Editor’s note: This story has been updated with information from Pilgrim Principal Jerry Habershaw confirming Supt. Phil Thornton’s statement that three hour Friday suspensions are the standard penalty for skipping class.
WARWICK, R.I. — The ACLU of RI has stated the alleged unfair punishment of 100 students who cut their final class Dec. 21 to protest Warwick Public Schools’ Special Education practices would be a First Amendment violation, and called for disclosure of Warwick Public Schools’ discipline practices.
On Friday, the students served a three-hour detention penalty students and teachers said is harsher than that received by their peers for similar offenses.
Zach Colon, Senior Class President at Toll Gate High, who organized the protest, said he and his classmates are aware the punishment is more severe than their peers have received for skipping class. A Pilgrim High teacher also noted the penalty is higher than what students cutting class typically receive on their first offense – a verbal reprimand.
Colon, who said he’s never been disciplined in school before, served the three hour detention with his fellows Friday.
Superintendent Phil Thornton has said the punishment is typical for skipping school.
Pilgrim High School Principal Jerry Habershaw, former principal for Veterans Memorial High School, a high school principal for 12 years, said the punishment for skipping class has been a three-hour Friday suspension for as long as he can remember, three hours from 2-5, he said.
“The ACLU of Rhode Island has no independent information about the typical practices of Warwick school officials in punishing students for cutting class. But if, as some pupils and teachers have alleged, the three-hour detention imposed on students for walking out of school to protest school district special education practices is greater than the punishment normally given students for cutting class, serious First Amendment concerns are presented. Students cannot be given harsher punishment for missing a class in order to engage in a political protest than would be given if they were caught hanging out across the street at a McDonald’s,” the ACLU of RI wrote in a release posted to their website, Twitter account and in a press release to media.
“If there is harsher punishment of these students because they engaged in a protest, that is, from our perspective, a clear First Amendment violation,” said Steven Brown, executive director of the ACLU of Rhode Island.

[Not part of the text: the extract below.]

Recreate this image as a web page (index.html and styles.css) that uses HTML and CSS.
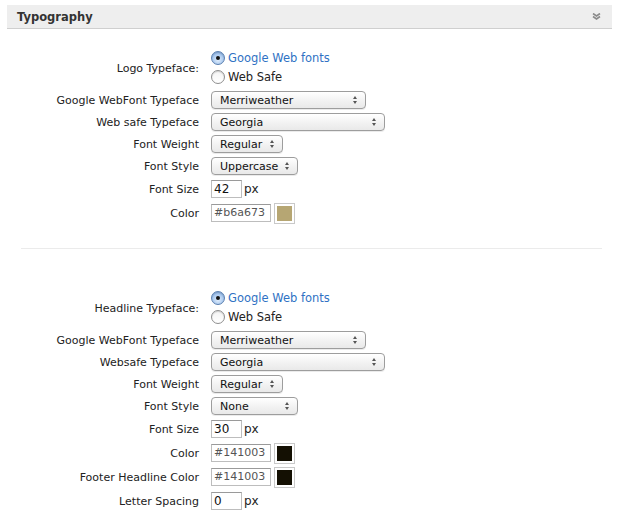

To address the allegations of unfair punishment, the ACLU of RI called for the school district’s practices regarding punishment for cutting class should be made public, “so that any concerns about unfair treatment can be rebutted.”
However, if these students have indeed been the recipients of harsher punishment, the discipline should be removed from their school records. Otherwise, the school district will be giving students a very wrong lesson about the meaning of the First Amendment,” The ACLU of RI’s statement concluded.